In article , J. P. Gilliver (John)
wrote:

I remember - I _think_ it was in the last decade, but it might have
been
more - being startled when I spoke to a young computing graduate, to
find he'd never done any assembler. At that time, after my initial
double-take, I thought to myself: the field is big enough, that there'll
be plenty of room for him, and in practice he'll probably never have any
trouble finding interesting and well-paid employment.
there is no need for assembler anymore, except in very rare
circumstances.


On PCs maybe.

I bet some embedded stuff for ultra cheap mass market stuff is still
done in assember, or something only very slightly higher level.

Yes. Define "need". Compact code is noticeably more efficient - so runs
faster. Yes, for a lot of things, the returns don't justify the effort -
for a lot of things that are only done once, or where speed doesn't
matter, or - these days - to _some_ extent where modern processor power
can hide the inefficiency of the code.


compact code is not necessarily more efficient. a simple example is an
unrolled loop, which is less compact yet will run faster. another is
having a large lookup table versus calculating a value each time.
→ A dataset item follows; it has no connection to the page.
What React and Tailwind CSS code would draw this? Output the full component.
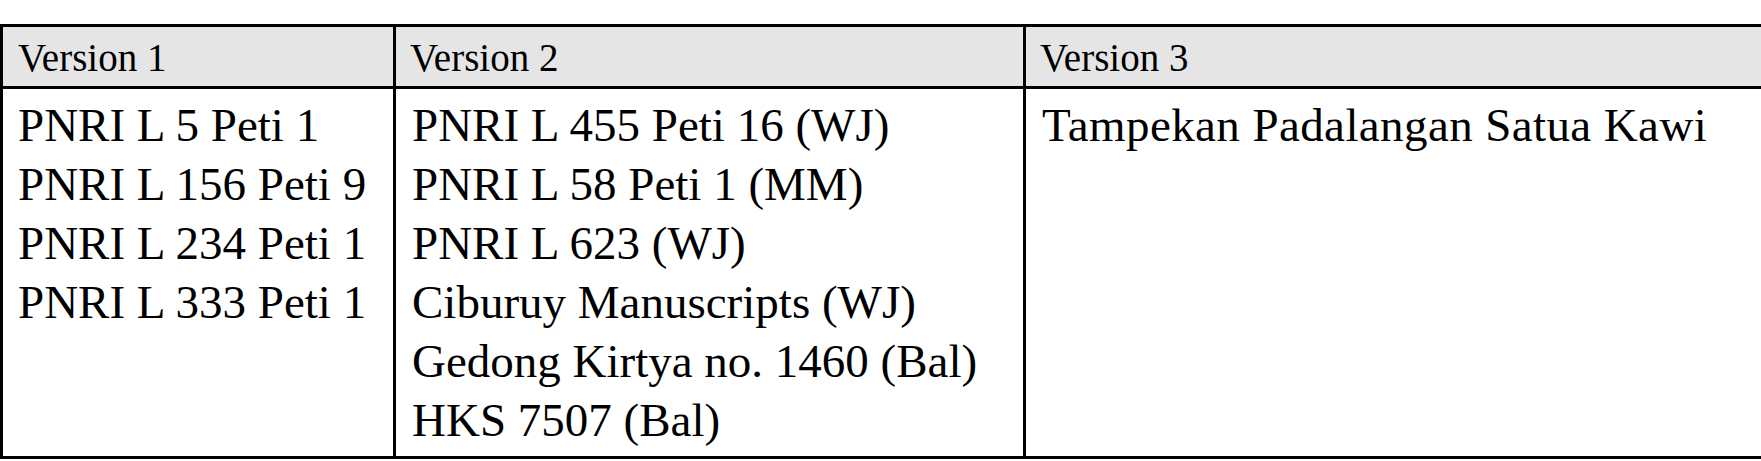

however, modern processors are far from simple, which is one reason why
a compiler can do a better job of optimization than humans can.

and then there's the issue of portability. anything written in a high
level language can be recompiled for another processor, normally with
little to no problem, whereas anything in assembler would need to be
entirely rewritten from scratch.

I suspect IrfanView, for example, is mostly coded in either assembler,
or at least quite low-level code (or just possibly using an excellent
optimiser - which are rare with ultra-high-level languages, such as
scripting interpreters).


it's highly unlikely any of it is in assembler.